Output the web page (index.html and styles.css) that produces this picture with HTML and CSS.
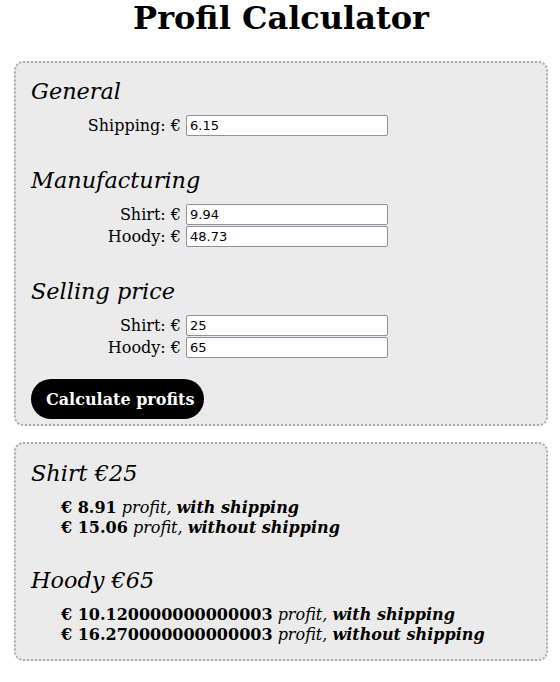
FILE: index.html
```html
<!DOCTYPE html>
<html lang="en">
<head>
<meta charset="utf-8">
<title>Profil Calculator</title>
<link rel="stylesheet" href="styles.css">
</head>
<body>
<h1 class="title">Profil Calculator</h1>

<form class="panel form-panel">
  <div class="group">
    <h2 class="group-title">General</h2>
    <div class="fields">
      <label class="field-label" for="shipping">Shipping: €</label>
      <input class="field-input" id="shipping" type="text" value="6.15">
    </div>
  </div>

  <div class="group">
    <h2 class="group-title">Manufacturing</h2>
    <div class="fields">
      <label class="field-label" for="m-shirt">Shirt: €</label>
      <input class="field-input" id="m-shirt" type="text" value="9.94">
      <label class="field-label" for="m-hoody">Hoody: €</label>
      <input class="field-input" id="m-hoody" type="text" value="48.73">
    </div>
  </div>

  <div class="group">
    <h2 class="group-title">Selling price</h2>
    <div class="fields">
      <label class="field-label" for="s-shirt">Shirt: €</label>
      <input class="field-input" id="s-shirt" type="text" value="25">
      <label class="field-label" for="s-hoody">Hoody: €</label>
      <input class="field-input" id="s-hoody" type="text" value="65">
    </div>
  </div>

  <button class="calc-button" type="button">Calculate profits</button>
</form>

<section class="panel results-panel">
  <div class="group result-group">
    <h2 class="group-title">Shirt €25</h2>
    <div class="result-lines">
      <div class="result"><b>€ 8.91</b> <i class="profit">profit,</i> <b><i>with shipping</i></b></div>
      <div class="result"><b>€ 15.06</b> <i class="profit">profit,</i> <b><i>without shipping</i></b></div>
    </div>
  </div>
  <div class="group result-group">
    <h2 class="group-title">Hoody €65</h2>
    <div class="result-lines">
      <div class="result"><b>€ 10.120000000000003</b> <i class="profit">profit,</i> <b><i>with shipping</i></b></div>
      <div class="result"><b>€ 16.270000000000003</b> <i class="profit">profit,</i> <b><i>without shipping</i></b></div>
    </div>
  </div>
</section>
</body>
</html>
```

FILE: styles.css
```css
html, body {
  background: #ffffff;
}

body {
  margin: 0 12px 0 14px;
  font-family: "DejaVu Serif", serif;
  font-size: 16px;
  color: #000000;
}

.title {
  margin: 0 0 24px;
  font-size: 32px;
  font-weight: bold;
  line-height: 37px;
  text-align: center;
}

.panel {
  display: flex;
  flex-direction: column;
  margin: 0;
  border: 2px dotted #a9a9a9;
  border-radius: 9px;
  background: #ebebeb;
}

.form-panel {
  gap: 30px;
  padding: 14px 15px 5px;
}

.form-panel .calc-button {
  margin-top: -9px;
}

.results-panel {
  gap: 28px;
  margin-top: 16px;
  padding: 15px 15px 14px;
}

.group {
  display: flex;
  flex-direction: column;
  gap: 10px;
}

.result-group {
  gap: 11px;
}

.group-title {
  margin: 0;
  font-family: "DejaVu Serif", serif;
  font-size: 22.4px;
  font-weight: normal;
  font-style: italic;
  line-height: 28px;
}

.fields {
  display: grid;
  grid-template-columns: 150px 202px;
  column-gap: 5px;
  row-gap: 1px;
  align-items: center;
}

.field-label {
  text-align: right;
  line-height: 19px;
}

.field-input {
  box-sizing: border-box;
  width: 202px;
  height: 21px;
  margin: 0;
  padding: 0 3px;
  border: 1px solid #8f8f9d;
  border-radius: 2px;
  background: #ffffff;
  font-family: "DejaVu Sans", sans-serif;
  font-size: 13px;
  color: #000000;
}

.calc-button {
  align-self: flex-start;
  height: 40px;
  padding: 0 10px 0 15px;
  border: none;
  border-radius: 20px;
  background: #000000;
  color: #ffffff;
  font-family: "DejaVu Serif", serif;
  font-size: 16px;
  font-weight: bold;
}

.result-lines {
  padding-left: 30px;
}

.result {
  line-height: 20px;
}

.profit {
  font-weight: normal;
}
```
=-=-=
» **REQUIREMENT**:
Repeat the data exactly, excluding the pictures.

» **SOLUTION FOR THIS TASK**:
Output the web page (index.html and styles.css) that produces this picture with HTML and CSS.
FILE: index.html
```html
<!DOCTYPE html>
<html lang="en">
<head>
<meta charset="utf-8">
<title>Profil Calculator</title>
<link rel="stylesheet" href="styles.css">
</head>
<body>
<h1 class="title">Profil Calculator</h1>

<form class="panel form-panel">
  <div class="group">
    <h2 class="group-title">General</h2>
    <div class="fields">
      <label class="field-label" for="shipping">Shipping: €</label>
      <input class="field-input" id="shipping" type="text" value="6.15">
    </div>
  </div>

  <div class="group">
    <h2 class="group-title">Manufacturing</h2>
    <div class="fields">
      <label class="field-label" for="m-shirt">Shirt: €</label>
      <input class="field-input" id="m-shirt" type="text" value="9.94">
      <label class="field-label" for="m-hoody">Hoody: €</label>
      <input class="field-input" id="m-hoody" type="text" value="48.73">
    </div>
  </div>

  <div class="group">
    <h2 class="group-title">Selling price</h2>
    <div class="fields">
      <label class="field-label" for="s-shirt">Shirt: €</label>
      <input class="field-input" id="s-shirt" type="text" value="25">
      <label class="field-label" for="s-hoody">Hoody: €</label>
      <input class="field-input" id="s-hoody" type="text" value="65">
    </div>
  </div>

  <button class="calc-button" type="button">Calculate profits</button>
</form>

<section class="panel results-panel">
  <div class="group result-group">
    <h2 class="group-title">Shirt €25</h2>
    <div class="result-lines">
      <div class="result"><b>€ 8.91</b> <i class="profit">profit,</i> <b><i>with shipping</i></b></div>
      <div class="result"><b>€ 15.06</b> <i class="profit">profit,</i> <b><i>without shipping</i></b></div>
    </div>
  </div>
  <div class="group result-group">
    <h2 class="group-title">Hoody €65</h2>
    <div class="result-lines">
      <div class="result"><b>€ 10.120000000000003</b> <i class="profit">profit,</i> <b><i>with shipping</i></b></div>
      <div class="result"><b>€ 16.270000000000003</b> <i class="profit">profit,</i> <b><i>without shipping</i></b></div>
    </div>
  </div>
</section>
</body>
</html>
```

FILE: styles.css
```css
html, body {
  background: #ffffff;
}

body {
  margin: 0 12px 0 14px;
  font-family: "DejaVu Serif", serif;
  font-size: 16px;
  color: #000000;
}

.title {
  margin: 0 0 24px;
  font-size: 32px;
  font-weight: bold;
  line-height: 37px;
  text-align: center;
}

.panel {
  display: flex;
  flex-direction: column;
  margin: 0;
  border: 2px dotted #a9a9a9;
  border-radius: 9px;
  background: #ebebeb;
}

.form-panel {
  gap: 30px;
  padding: 14px 15px 5px;
}

.form-panel .calc-button {
  margin-top: -9px;
}

.results-panel {
  gap: 28px;
  margin-top: 16px;
  padding: 15px 15px 14px;
}

.group {
  display: flex;
  flex-direction: column;
  gap: 10px;
}

.result-group {
  gap: 11px;
}

.group-title {
  margin: 0;
  font-family: "DejaVu Serif", serif;
  font-size: 22.4px;
  font-weight: normal;
  font-style: italic;
  line-height: 28px;
}

.fields {
  display: grid;
  grid-template-columns: 150px 202px;
  column-gap: 5px;
  row-gap: 1px;
  align-items: center;
}

.field-label {
  text-align: right;
  line-height: 19px;
}

.field-input {
  box-sizing: border-box;
  width: 202px;
  height: 21px;
  margin: 0;
  padding: 0 3px;
  border: 1px solid #8f8f9d;
  border-radius: 2px;
  background: #ffffff;
  font-family: "DejaVu Sans", sans-serif;
  font-size: 13px;
  color: #000000;
}

.calc-button {
  align-self: flex-start;
  height: 40px;
  padding: 0 10px 0 15px;
  border: none;
  border-radius: 20px;
  background: #000000;
  color: #ffffff;
  font-family: "DejaVu Serif", serif;
  font-size: 16px;
  font-weight: bold;
}

.result-lines {
  padding-left: 30px;
}

.result {
  line-height: 20px;
}

.profit {
  font-weight: normal;
}
```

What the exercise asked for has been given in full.